- Work to be completed -
Gather up the lines with the word "React" in them.

- Source excerpt -
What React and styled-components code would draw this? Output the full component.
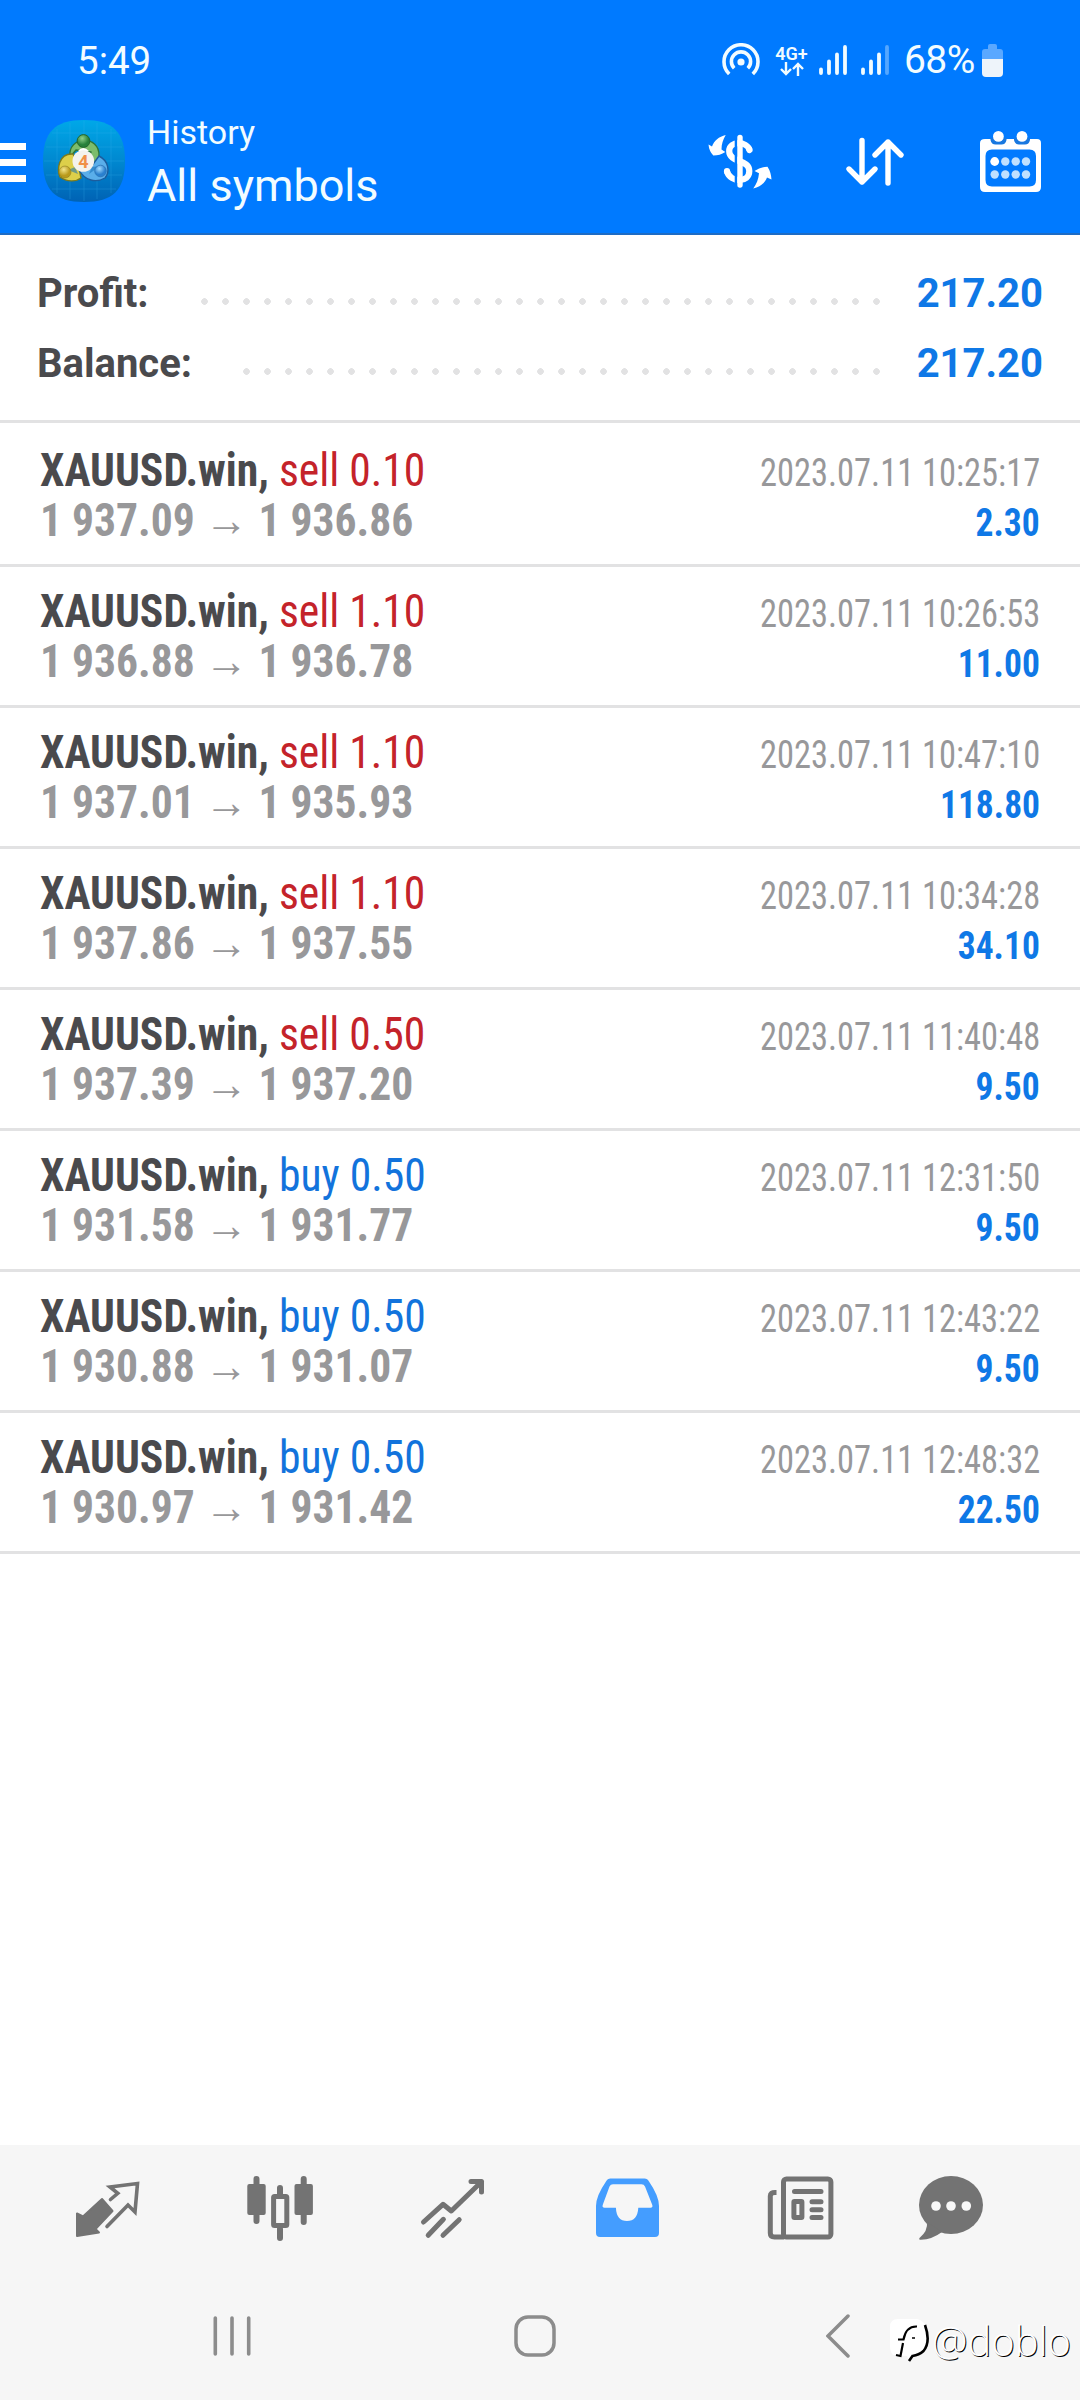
import React from "react";
import styled, { createGlobalStyle } from "styled-components";

const GlobalStyle = createGlobalStyle`
    * {
        box-sizing: border-box;
    }
    body {
        margin: 0;
        background: #fff;
    }
    svg {
        display: block;
        flex: none;
    }
`

const Screen = styled.div`
    width: 1080px;
    height: 2400px;
    display: flex;
    flex-direction: column;
    background: #fff;
    font-family: Roboto, sans-serif;
    overflow: hidden;
`

/* header */
const Header = styled.header`
    height: 235px;
    background: #007aff;
    border-bottom: 2px solid #1e6cc4;
    color: #f2fcff;
`
const StatusBar = styled.div`
    height: 109px;
    padding: 11px 77px 0;
    display: flex;
    justify-content: space-between;
    align-items: center;
    font-size: 38.5px;
`
const StatusIcons = styled.div`
    display: flex;
    align-items: center;
`
const Network = styled.div`
    width: 33px;
    margin: 0 11px 0 15px;
    display: flex;
    flex-direction: column;
    align-items: center;
    font-size: 18px;
    font-weight: 600;
    line-height: 17px;
    white-space: nowrap;
`
const Signal = styled.svg`
    margin-right: 14px;
`
const Percent = styled.span`
    width: 72px;
    margin-left: 1px;
    margin-right: 6px;
    font-size: 39px;
    letter-spacing: -0.6px;
    white-space: nowrap;
`
const AppBar = styled.div`
    height: 108px;
    padding-right: 38px;
    display: flex;
    align-items: center;
`
const MenuIcon = styled.svg`
    margin-bottom: 2px;
`
const Logo = styled.svg`
    margin: 0 22px 4px 17px;
`
const Titles = styled.div`
    flex: 1;
`
const Section = styled.div`
    font-size: 34px;
    line-height: 46px;
`
const Title = styled.div`
    font-size: 45px;
    line-height: 62px;
`
const Actions = styled.div`
    margin-bottom: 3px;
    display: flex;
    align-items: center;
    gap: 73px;
`

/* totals */
const Summary = styled.section`
    padding: 24px 37px 21px;
    border-bottom: 3px solid #e2e2e3;
`
const Total = styled.div`
    height: 70px;
    display: flex;
    align-items: center;
    font-size: 40px;
    font-weight: 700;
    line-height: 70px;
`
const TotalLabel = styled.span`
    width: ${props => props.width}px;
    color: #4a4a4d;
`
const Dots = styled.span`
    flex: 1;
    height: 7px;
    margin-top: 15px;
    background: radial-gradient(circle, #e2e2e3 3px, transparent 3.6px) 0 0 / 21px 7px repeat-x;
`
const TotalValue = styled.span`
    width: 161.5px;
    color: #0f78e6;
    text-align: right;
`

/* deals */
const Deals = styled.main`
    flex: 1;
    padding-top: 3px;
    font-family: 'Roboto Condensed', Roboto, sans-serif;
`
const Deal = styled.article`
    height: 141px;
    padding: 19px 40px 0;
    border-bottom: 3px solid #e2e2e3;
`
const Line = styled.div`
    height: 50px;
    display: flex;
    justify-content: space-between;
    align-items: baseline;
    line-height: 50px;
    white-space: nowrap;
`
const Symbol = styled.span`
    font-size: 46px;
    font-weight: 700;
    color: #4a4a4d;
    transform: scaleX(0.948);
    transform-origin: left;
`
const Side = styled.span`
    font-weight: 400;
    color: ${props => props.side === 'sell' ? '#c4232a' : '#1273dc'};
`
const Prices = styled.span`
    font-size: 46px;
    font-weight: 700;
    color: #98989a;
    transform: scaleX(0.947);
    transform-origin: left;
`
const Time = styled.span`
    font-size: 38px;
    color: #98989a;
    transform: scaleX(0.906);
    transform-origin: right;
`
const Profit = styled.span`
    font-size: 38px;
    font-weight: 700;
    color: #0f78e6;
    transform: scaleX(0.935);
    transform-origin: right;
`

/* bottom */
const TabBar = styled.nav`
    height: 126px;
    padding-left: 20px;
    display: flex;
    background: #f6f6f6;
`
const Tab = styled.div`
    width: ${props => props.width || 173.4}px;
    display: flex;
    justify-content: center;
    align-items: center;
    color: ${props => props.active ? '#449dff' : '#737373'};
`
const SystemBar = styled.div`
    position: relative;
    height: 129px;
    padding: 0 91px 0 81px;
    display: grid;
    grid-template-columns: repeat(3, 1fr);
    place-items: center;
    background: #f6f6f6;
`
const Watermark = styled.div`
    position: absolute;
    right: 9px;
    bottom: 32px;
    display: flex;
    align-items: center;
    font-family: 'Open Sans', sans-serif;
    font-size: 40px;
    font-weight: 300;
    line-height: 54px;
    color: #fff;
    text-shadow: 1px 1px 0 #000;
`

const LogoIcon = () => (
    <Logo width="82" height="82" viewBox="0 0 82 82">
        <defs>
            <linearGradient id="sky" x1="0" y1="0" x2="0" y2="1">
                <stop offset="0" stopColor="#00a8e8" />
                <stop offset="0.5" stopColor="#0088d0" />
                <stop offset="1" stopColor="#0062b4" />
            </linearGradient>
            <radialGradient id="green" cx="0.4" cy="0.3">
                <stop offset="0" stopColor="#8fd08a" />
                <stop offset="1" stopColor="#27803a" />
            </radialGradient>
            <radialGradient id="yellow" cx="0.4" cy="0.3">
                <stop offset="0" stopColor="#f3e58a" />
                <stop offset="1" stopColor="#b99a1c" />
            </radialGradient>
            <radialGradient id="blue" cx="0.4" cy="0.3">
                <stop offset="0" stopColor="#a4dcff" />
                <stop offset="1" stopColor="#2a80cf" />
            </radialGradient>
        </defs>
        <path d="M41 0C70 0 82 12 82 41S70 82 41 82S0 70 0 41S12 0 41 0Z" fill="url(#sky)" />
        <path d="M14 9V73M27 3V79M41 1V81M54 3V79M68 9V73M9 13H73M3 27H79M1 41H81M3 55H79M9 69H73" stroke="#3bb4f0" strokeWidth="0.7" opacity="0.35" />
        <g strokeLinejoin="round" strokeWidth="1.4">
            <path d="M27 37C24 16 57 14 56 36C55 43 50 46 44 46L48 32L33 30Z" fill="#7cbc6c" stroke="#2f7436" />
            <path d="M30 34C15 33 14 50 17 57C24 62 33 62 38 58L36 48Z" fill="#ddcf4a" stroke="#7c7a1c" />
            <path d="M56 36C66 41 67 52 62 58C53 63 42 61 36 50L48 47Z" fill="#5aaeea" stroke="#1c5c9c" />
        </g>
        <path d="M35 31Q40 25 46 31Z" fill="#fff" />
        <path d="M25 50L32 47L35 54ZM57 46L49 47L46 54Z" fill="#1470b8" opacity="0.55" />
        <circle cx="40.5" cy="21" r="6.4" fill="url(#green)" stroke="#23662e" />
        <circle cx="22" cy="52" r="6" fill="url(#yellow)" stroke="#8f7d20" strokeWidth="0.600" />
        <circle cx="57.5" cy="51" r="5.8" fill="url(#blue)" stroke="#2266a8" strokeWidth="0.600" />
        <circle cx="40.3" cy="41" r="10.8" fill="#f4f2ee" />
        <text x="40.3" y="47.500" textAnchor="middle" fontFamily="Roboto" fontSize="18" fontWeight="700" fill="#f09048">4</text>
    </Logo>
)

const Hotspot = () => (
    <svg width="38" height="34" viewBox="0 0 38 34" fill="none" stroke="currentColor" strokeWidth="3.6">
        <path d="M7.2 31A17 17 0 1 1 30.8 31" />
        <path d="M12.2 25.3A9.6 9.6 0 1 1 25.8 25.3" />
        <circle cx="19" cy="19" r="3.6" fill="currentColor" stroke="none" />
    </svg>
)

const Bars = ({ weak }) => (
    <Signal width="28" height="30" viewBox="0 0 28 30" stroke="currentColor" strokeWidth="3.8" strokeLinecap="round">
        <path d="M2 24.5V28M10 16.5V28M18 9.5V28" />
        <path d="M26 2V28" opacity={weak ? 0.35 : 1} />
    </Signal>
)

const Battery = () => (
    <svg width="21" height="33" viewBox="0 0 21 33">
        <path d="M6 5V2Q6 0 8 0H13Q15 0 15 2V5H18Q21 5 21 8V15H0V8Q0 5 3 5Z" fill="#5aa8ff" />
        <path d="M0 15H21V29Q21 33 17 33H4Q0 33 0 29Z" fill="#eef4fa" />
    </svg>
)

const Currency = () => (
    <svg width="64" height="56" viewBox="0 0 64 56" fill="#fff">
        <g fill="none" stroke="#fff" strokeWidth="6.2">
            <path d="M41.500 16C39 7 21.200 6.500 21.200 17C21.200 29 41.300 25 41.300 37C41.300 49 22.500 49 19 37.500" />
            <path d="M41.300 15.500L41.500 16M19 37.200V37.500" strokeLinecap="round" />
        </g>
        <path d="M28 3V52" stroke="#007aff" strokeWidth="2.600" />
        <path d="M32 3.500V51" stroke="#fff" strokeWidth="5.400" strokeLinecap="round" />
        <path d="M17.700 1C11 2.500 6 7 4 12.500L0.500 10.500Q1 17 5.300 21.500Q12 21.500 17.300 18L13.500 15.500C13.500 10 15 5.500 17.700 1Z" />
        <path d="M45.300 54.500C52 53 57 49 59 43.500L63.500 45.500Q63 38 59.500 32.700Q52.500 33 46.500 37L51 39.200C50.500 45 48.500 50 45.300 54.500Z" />
    </svg>
)

const Sort = () => (
    <svg width="62" height="50" viewBox="0 0 62 50" fill="none" stroke="#fff" strokeWidth="5.4" strokeLinecap="round" strokeLinejoin="round">
        <path d="M17 3.500V45M4 32L17 45L30 32" />
        <path d="M43 46V5M30 18L43 5L56 18" />
    </svg>
)

const Calendar = () => (
    <svg width="62" height="62" viewBox="0 0 62 62">
        <path fillRule="evenodd" fill="#fff" d="M5 8H57Q61 8 61 12V56Q61 61 56 61H5Q0 61 0 56V12Q0 8 5 8ZM12 18.500Q5.500 18.500 5.500 25V49Q5.500 55.500 12 55.500H49.500Q56 55.500 56 49V25Q56 18.500 49.500 18.500Z" />
        <path d="M10.500 7V9Q11.500 13.500 15.500 13.500H21.500Q25.500 13.500 26.500 9V7ZM34 7V9Q35 13.500 39 13.500H45Q49 13.500 50 9V7Z" fill="#1878e0" />
        <circle cx="18.400" cy="5.400" r="5.400" fill="#fff" />
        <circle cx="42" cy="5.400" r="5.400" fill="#fff" />
        <circle cx="14.700" cy="30.500" r="4.400" fill="#fff" />
        <g fill="#bfe0ff">
            <circle cx="25.300" cy="30.500" r="4.200" />
            <circle cx="35.700" cy="30.500" r="4.200" />
            <circle cx="46" cy="30.500" r="4.200" />
            <circle cx="14.700" cy="43.500" r="4.200" />
            <circle cx="25.300" cy="43.500" r="4.200" />
            <circle cx="35.700" cy="43.500" r="4.200" />
            <circle cx="46" cy="43.500" r="4.200" />
        </g>
    </svg>
)

const TabIcon = ({ children }) => (
    <svg width="72" height="72" viewBox="0 0 72 72" fill="currentColor" stroke="none">{children}</svg>
)

const QuotesIcon = () => (
    <TabIcon>
        <path d="M6 41.500V64L28 60.500L24.500 57L41.500 39L31 27L12 44.500Z" stroke="currentColor" strokeWidth="2" strokeLinejoin="round" />
        <path d="M39.500 27.500L46.800 21.300L39 15L66.500 11.500L64 40L57 33L36 54.500" fill="none" stroke="currentColor" strokeWidth="3.600" strokeLinecap="round" />
    </TabIcon>
)

const ChartIcon = () => (
    <TabIcon>
        <g stroke="currentColor" strokeWidth="6" strokeLinecap="round">
            <path d="M12.500 7V49M36 16V22M36 57V66M59.700 7V50" />
        </g>
        <rect x="3.300" y="12" width="18.400" height="31" rx="2" />
        <rect x="50.500" y="12" width="18.400" height="31" rx="2" />
        <rect x="29.600" y="24.500" width="13.200" height="29" rx="1" fill="none" stroke="currentColor" strokeWidth="5" />
    </TabIcon>
)

const TradeIcon = () => (
    <TabIcon>
        <g fill="none" stroke="currentColor" strokeWidth="5" strokeLinecap="round" strokeLinejoin="round">
            <path d="M6.500 50L26 32.300L34.300 39L64.500 9.700M54 9.500H64.500V20" />
            <path d="M26.400 47.300L11.200 63.300M42.200 47.700L26 63.300" />
        </g>
    </TabIcon>
)

const HistoryIcon = () => (
    <TabIcon>
        <path fillRule="evenodd" d="M19.500 6.500H53.500Q56.500 6.500 58 9.500Q68 24 68 34V61Q68 65 64 65H9Q5 65 5 61V34Q5 24 15 9.500Q16.500 6.500 19.500 6.500ZM22 12.300Q19.500 12.300 18.500 14.500L11.700 33Q11 35.700 13.500 35.700H24.900Q25.500 49 36 49Q46.500 49 47.300 35.700H59.500Q62 35.700 61.300 33L54 14.500Q53 12.300 50.500 12.300Z" />
    </TabIcon>
)

const NewsIcon = () => (
    <TabIcon>
        <g fill="none" stroke="currentColor" strokeWidth="5">
            <rect x="19.500" y="7" width="47.400" height="58" rx="3" />
            <path d="M12.500 20.500H11Q6.300 20.500 6.300 24V61Q6.300 65 10.500 65H20" />
            <rect x="29.900" y="29.500" width="8" height="16" rx="0.500" />
            <path d="M30.500 19.500H57M48 29.700H57M48 37.700H57M48 45.500H57" strokeLinecap="round" />
        </g>
    </TabIcon>
)

const ChatIcon = () => (
    <TabIcon>
        <ellipse cx="36" cy="33" rx="32" ry="29" />
        <path d="M12 50Q13 59 4.500 66Q3.500 68 6 67.800Q17 67.500 27 60Z" />
        <g fill="#f8f8f8">
            <circle cx="21" cy="34" r="4.800" />
            <circle cx="36" cy="34" r="4.800" />
            <circle cx="51.300" cy="34" r="4.800" />
        </g>
    </TabIcon>
)

const deals = [
    { side: 'sell', volume: '0.10', open: '1 937.09', close: '1 936.86', time: '2023.07.11 10:25:17', profit: '2.30' },
    { side: 'sell', volume: '1.10', open: '1 936.88', close: '1 936.78', time: '2023.07.11 10:26:53', profit: '11.00' },
    { side: 'sell', volume: '1.10', open: '1 937.01', close: '1 935.93', time: '2023.07.11 10:47:10', profit: '118.80' },
    { side: 'sell', volume: '1.10', open: '1 937.86', close: '1 937.55', time: '2023.07.11 10:34:28', profit: '34.10' },
    { side: 'sell', volume: '0.50', open: '1 937.39', close: '1 937.20', time: '2023.07.11 11:40:48', profit: '9.50' },
    { side: 'buy', volume: '0.50', open: '1 931.58', close: '1 931.77', time: '2023.07.11 12:31:50', profit: '9.50' },
    { side: 'buy', volume: '0.50', open: '1 930.88', close: '1 931.07', time: '2023.07.11 12:43:22', profit: '9.50' },
    { side: 'buy', volume: '0.50', open: '1 930.97', close: '1 931.42', time: '2023.07.11 12:48:32', profit: '22.50' },
]

const App = () => {
    return (
        <Screen>
            <GlobalStyle />
            <Header>
                <StatusBar>
                    <span>5:49</span>
                    <StatusIcons>
                        <Hotspot />
                        <Network>
                            4G+
                            <svg width="24" height="14" viewBox="0 0 24 14" fill="none" stroke="currentColor" strokeWidth="2.4">
                                <path d="M6 0V12M1 7L6 12L11 7M18 14V2M13 7L18 2L23 7" />
                            </svg>
                        </Network>
                        <Bars />
                        <Bars weak />
                        <Percent>68%</Percent>
                        <Battery />
                    </StatusIcons>
                </StatusBar>
                <AppBar>
                    <MenuIcon width="26" height="40" viewBox="0 0 26 40">
                        <path d="M0 4.500H26M0 20.500H26M0 36.500H26" stroke="#fff" strokeWidth="7" />
                    </MenuIcon>
                    <LogoIcon />
                    <Titles>
                        <Section>History</Section>
                        <Title>All symbols</Title>
                    </Titles>
                    <Actions>
                        <Currency />
                        <Sort />
                        <Calendar />
                    </Actions>
                </AppBar>
            </Header>
            <Summary>
                <Total>
                    <TotalLabel width={157}>Profit:</TotalLabel>
                    <Dots />
                    <TotalValue>217.20</TotalValue>
                </Total>
                <Total>
                    <TotalLabel width={199}>Balance:</TotalLabel>
                    <Dots />
                    <TotalValue>217.20</TotalValue>
                </Total>
            </Summary>
            <Deals>
                {deals.map(deal => (
                    <Deal key={deal.time}>
                        <Line>
                            <Symbol>XAUUSD.win, <Side side={deal.side}>{deal.side} {deal.volume}</Side></Symbol>
                            <Time>{deal.time}</Time>
                        </Line>
                        <Line>
                            <Prices>{deal.open} → {deal.close}</Prices>
                            <Profit>{deal.profit}</Profit>
                        </Line>
                    </Deal>
                ))}
            </Deals>
            <TabBar>
                <Tab><QuotesIcon /></Tab>
                <Tab><ChartIcon /></Tab>
                <Tab><TradeIcon /></Tab>
                <Tab active><HistoryIcon /></Tab>
                <Tab><NewsIcon /></Tab>
                <Tab width={128}><ChatIcon /></Tab>
            </TabBar>
            <SystemBar>
                <svg width="38" height="42" viewBox="0 0 38 42" stroke="#8c8c8c" strokeWidth="3.600" strokeLinecap="round">
                    <path d="M2.300 3V39M19 3V39M35.700 3V39" />
                </svg>
                <svg width="42" height="42" viewBox="0 0 42 42" fill="none" stroke="#8c8c8c" strokeWidth="3.500">
                    <rect x="2" y="2" width="38" height="38" rx="12" />
                </svg>
                <svg width="24" height="44" viewBox="0 0 24 44" fill="none" stroke="#8c8c8c" strokeWidth="3.500" strokeLinecap="round">
                    <path d="M22 2L2 22L22 42" />
                </svg>
                <Watermark>
                    <svg width="42" height="46" viewBox="0 0 42 46" fill="none">
                        <path d="M8 1H27Q37 3 37 17Q37 36 22 38L19 43L17 38L3 37Q0 34 0 28V9Q0 1 8 1Z" fill="#fff" />
                        <path d="M6 37L10.500 38L13 25M8 21.500H13.500Q16 8 27 8.500" stroke="#000" strokeWidth="2.200" />
                        <path d="M35 7Q41 24 33.500 33Q29 37 22.500 38L19 43" stroke="#000" strokeWidth="2.600" />
                        <path d="M22 20H25" stroke="#000" strokeWidth="1.500" />
                    </svg>
                    @doblo
                </Watermark>
            </SystemBar>
        </Screen>
    )
}

export default App;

- Completed exercise -
What React and styled-components code would draw this? Output the full component.
import React from "react";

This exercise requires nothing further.